→ Excerpt from a dataset
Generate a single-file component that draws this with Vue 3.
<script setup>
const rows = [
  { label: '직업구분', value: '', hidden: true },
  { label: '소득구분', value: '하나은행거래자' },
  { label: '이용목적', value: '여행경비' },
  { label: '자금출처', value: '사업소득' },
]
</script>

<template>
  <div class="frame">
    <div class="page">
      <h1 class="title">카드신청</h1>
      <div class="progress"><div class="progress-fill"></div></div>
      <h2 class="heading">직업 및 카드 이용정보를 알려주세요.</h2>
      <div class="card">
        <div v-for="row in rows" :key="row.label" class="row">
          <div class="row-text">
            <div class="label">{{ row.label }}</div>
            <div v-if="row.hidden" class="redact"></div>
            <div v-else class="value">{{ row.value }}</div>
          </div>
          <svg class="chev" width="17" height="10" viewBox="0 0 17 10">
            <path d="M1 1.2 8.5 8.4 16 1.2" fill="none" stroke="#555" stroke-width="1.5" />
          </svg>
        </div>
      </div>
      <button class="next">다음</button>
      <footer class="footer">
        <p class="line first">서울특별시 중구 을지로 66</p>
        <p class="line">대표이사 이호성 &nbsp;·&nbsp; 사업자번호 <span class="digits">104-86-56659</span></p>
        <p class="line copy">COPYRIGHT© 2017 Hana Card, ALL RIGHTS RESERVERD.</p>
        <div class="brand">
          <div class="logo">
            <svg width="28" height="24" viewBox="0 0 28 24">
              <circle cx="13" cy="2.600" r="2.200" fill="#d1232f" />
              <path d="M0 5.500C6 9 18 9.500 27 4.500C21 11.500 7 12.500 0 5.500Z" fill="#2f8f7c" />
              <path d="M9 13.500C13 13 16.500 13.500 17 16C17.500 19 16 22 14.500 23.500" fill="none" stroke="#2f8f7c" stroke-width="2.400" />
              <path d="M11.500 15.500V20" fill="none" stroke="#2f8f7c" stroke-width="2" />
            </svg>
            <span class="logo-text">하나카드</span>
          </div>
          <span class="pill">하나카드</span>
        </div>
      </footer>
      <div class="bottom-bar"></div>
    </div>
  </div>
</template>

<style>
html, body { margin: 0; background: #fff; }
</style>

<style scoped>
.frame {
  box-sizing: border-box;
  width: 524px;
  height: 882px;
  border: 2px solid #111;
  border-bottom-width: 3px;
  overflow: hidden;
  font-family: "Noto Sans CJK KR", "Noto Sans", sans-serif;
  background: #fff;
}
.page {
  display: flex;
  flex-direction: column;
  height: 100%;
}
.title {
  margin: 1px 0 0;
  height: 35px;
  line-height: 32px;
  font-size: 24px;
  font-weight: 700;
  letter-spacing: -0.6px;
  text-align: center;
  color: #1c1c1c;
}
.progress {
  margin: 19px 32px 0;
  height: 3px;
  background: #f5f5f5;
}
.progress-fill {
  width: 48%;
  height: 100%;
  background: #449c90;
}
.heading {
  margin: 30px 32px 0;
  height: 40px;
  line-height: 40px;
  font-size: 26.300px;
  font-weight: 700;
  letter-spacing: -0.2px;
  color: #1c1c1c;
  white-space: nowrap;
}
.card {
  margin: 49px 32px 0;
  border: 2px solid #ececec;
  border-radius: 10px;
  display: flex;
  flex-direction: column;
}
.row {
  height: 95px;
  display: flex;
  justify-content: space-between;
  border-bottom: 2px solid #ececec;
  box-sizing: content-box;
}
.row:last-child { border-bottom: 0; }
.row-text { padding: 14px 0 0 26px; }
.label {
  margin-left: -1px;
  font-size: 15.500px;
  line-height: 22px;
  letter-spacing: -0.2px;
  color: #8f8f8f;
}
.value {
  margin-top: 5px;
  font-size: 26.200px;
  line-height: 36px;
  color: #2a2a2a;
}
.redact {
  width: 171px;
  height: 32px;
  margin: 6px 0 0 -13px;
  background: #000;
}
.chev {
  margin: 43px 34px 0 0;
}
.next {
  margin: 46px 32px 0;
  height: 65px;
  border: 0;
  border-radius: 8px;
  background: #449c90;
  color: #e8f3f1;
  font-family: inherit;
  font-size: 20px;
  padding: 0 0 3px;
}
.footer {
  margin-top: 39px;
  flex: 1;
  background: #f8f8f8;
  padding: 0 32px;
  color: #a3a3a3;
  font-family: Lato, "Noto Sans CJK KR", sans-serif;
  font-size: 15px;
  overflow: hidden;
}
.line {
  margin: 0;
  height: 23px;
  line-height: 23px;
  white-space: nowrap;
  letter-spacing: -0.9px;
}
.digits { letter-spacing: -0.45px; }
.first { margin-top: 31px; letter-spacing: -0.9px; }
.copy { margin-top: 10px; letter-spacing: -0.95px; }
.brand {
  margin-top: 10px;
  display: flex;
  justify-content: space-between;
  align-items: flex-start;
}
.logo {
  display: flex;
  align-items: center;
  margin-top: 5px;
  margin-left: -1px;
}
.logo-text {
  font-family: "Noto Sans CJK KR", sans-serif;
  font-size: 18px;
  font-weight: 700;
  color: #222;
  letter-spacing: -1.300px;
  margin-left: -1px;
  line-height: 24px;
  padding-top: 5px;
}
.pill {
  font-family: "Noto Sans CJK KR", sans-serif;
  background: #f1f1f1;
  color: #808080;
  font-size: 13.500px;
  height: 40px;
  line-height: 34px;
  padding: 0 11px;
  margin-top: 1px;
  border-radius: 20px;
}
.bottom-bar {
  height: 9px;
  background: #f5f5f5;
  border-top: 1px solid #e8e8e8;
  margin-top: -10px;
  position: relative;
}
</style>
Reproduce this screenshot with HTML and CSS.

→ Exercise directions
Reproduce each line of the material above precisely.

→ The response
Generate a single-file component that draws this with Vue 3.
<script setup>
const rows = [
  { label: '직업구분', value: '', hidden: true },
  { label: '소득구분', value: '하나은행거래자' },
  { label: '이용목적', value: '여행경비' },
  { label: '자금출처', value: '사업소득' },
]
</script>

<template>
  <div class="frame">
    <div class="page">
      <h1 class="title">카드신청</h1>
      <div class="progress"><div class="progress-fill"></div></div>
      <h2 class="heading">직업 및 카드 이용정보를 알려주세요.</h2>
      <div class="card">
        <div v-for="row in rows" :key="row.label" class="row">
          <div class="row-text">
            <div class="label">{{ row.label }}</div>
            <div v-if="row.hidden" class="redact"></div>
            <div v-else class="value">{{ row.value }}</div>
          </div>
          <svg class="chev" width="17" height="10" viewBox="0 0 17 10">
            <path d="M1 1.2 8.5 8.4 16 1.2" fill="none" stroke="#555" stroke-width="1.5" />
          </svg>
        </div>
      </div>
      <button class="next">다음</button>
      <footer class="footer">
        <p class="line first">서울특별시 중구 을지로 66</p>
        <p class="line">대표이사 이호성 &nbsp;·&nbsp; 사업자번호 <span class="digits">104-86-56659</span></p>
        <p class="line copy">COPYRIGHT© 2017 Hana Card, ALL RIGHTS RESERVERD.</p>
        <div class="brand">
          <div class="logo">
            <svg width="28" height="24" viewBox="0 0 28 24">
              <circle cx="13" cy="2.600" r="2.200" fill="#d1232f" />
              <path d="M0 5.500C6 9 18 9.500 27 4.500C21 11.500 7 12.500 0 5.500Z" fill="#2f8f7c" />
              <path d="M9 13.500C13 13 16.500 13.500 17 16C17.500 19 16 22 14.500 23.500" fill="none" stroke="#2f8f7c" stroke-width="2.400" />
              <path d="M11.500 15.500V20" fill="none" stroke="#2f8f7c" stroke-width="2" />
            </svg>
            <span class="logo-text">하나카드</span>
          </div>
          <span class="pill">하나카드</span>
        </div>
      </footer>
      <div class="bottom-bar"></div>
    </div>
  </div>
</template>

<style>
html, body { margin: 0; background: #fff; }
</style>

<style scoped>
.frame {
  box-sizing: border-box;
  width: 524px;
  height: 882px;
  border: 2px solid #111;
  border-bottom-width: 3px;
  overflow: hidden;
  font-family: "Noto Sans CJK KR", "Noto Sans", sans-serif;
  background: #fff;
}
.page {
  display: flex;
  flex-direction: column;
  height: 100%;
}
.title {
  margin: 1px 0 0;
  height: 35px;
  line-height: 32px;
  font-size: 24px;
  font-weight: 700;
  letter-spacing: -0.6px;
  text-align: center;
  color: #1c1c1c;
}
.progress {
  margin: 19px 32px 0;
  height: 3px;
  background: #f5f5f5;
}
.progress-fill {
  width: 48%;
  height: 100%;
  background: #449c90;
}
.heading {
  margin: 30px 32px 0;
  height: 40px;
  line-height: 40px;
  font-size: 26.300px;
  font-weight: 700;
  letter-spacing: -0.2px;
  color: #1c1c1c;
  white-space: nowrap;
}
.card {
  margin: 49px 32px 0;
  border: 2px solid #ececec;
  border-radius: 10px;
  display: flex;
  flex-direction: column;
}
.row {
  height: 95px;
  display: flex;
  justify-content: space-between;
  border-bottom: 2px solid #ececec;
  box-sizing: content-box;
}
.row:last-child { border-bottom: 0; }
.row-text { padding: 14px 0 0 26px; }
.label {
  margin-left: -1px;
  font-size: 15.500px;
  line-height: 22px;
  letter-spacing: -0.2px;
  color: #8f8f8f;
}
.value {
  margin-top: 5px;
  font-size: 26.200px;
  line-height: 36px;
  color: #2a2a2a;
}
.redact {
  width: 171px;
  height: 32px;
  margin: 6px 0 0 -13px;
  background: #000;
}
.chev {
  margin: 43px 34px 0 0;
}
.next {
  margin: 46px 32px 0;
  height: 65px;
  border: 0;
  border-radius: 8px;
  background: #449c90;
  color: #e8f3f1;
  font-family: inherit;
  font-size: 20px;
  padding: 0 0 3px;
}
.footer {
  margin-top: 39px;
  flex: 1;
  background: #f8f8f8;
  padding: 0 32px;
  color: #a3a3a3;
  font-family: Lato, "Noto Sans CJK KR", sans-serif;
  font-size: 15px;
  overflow: hidden;
}
.line {
  margin: 0;
  height: 23px;
  line-height: 23px;
  white-space: nowrap;
  letter-spacing: -0.9px;
}
.digits { letter-spacing: -0.45px; }
.first { margin-top: 31px; letter-spacing: -0.9px; }
.copy { margin-top: 10px; letter-spacing: -0.95px; }
.brand {
  margin-top: 10px;
  display: flex;
  justify-content: space-between;
  align-items: flex-start;
}
.logo {
  display: flex;
  align-items: center;
  margin-top: 5px;
  margin-left: -1px;
}
.logo-text {
  font-family: "Noto Sans CJK KR", sans-serif;
  font-size: 18px;
  font-weight: 700;
  color: #222;
  letter-spacing: -1.300px;
  margin-left: -1px;
  line-height: 24px;
  padding-top: 5px;
}
.pill {
  font-family: "Noto Sans CJK KR", sans-serif;
  background: #f1f1f1;
  color: #808080;
  font-size: 13.500px;
  height: 40px;
  line-height: 34px;
  padding: 0 11px;
  margin-top: 1px;
  border-radius: 20px;
}
.bottom-bar {
  height: 9px;
  background: #f5f5f5;
  border-top: 1px solid #e8e8e8;
  margin-top: -10px;
  position: relative;
}
</style>
Reproduce this screenshot with HTML and CSS.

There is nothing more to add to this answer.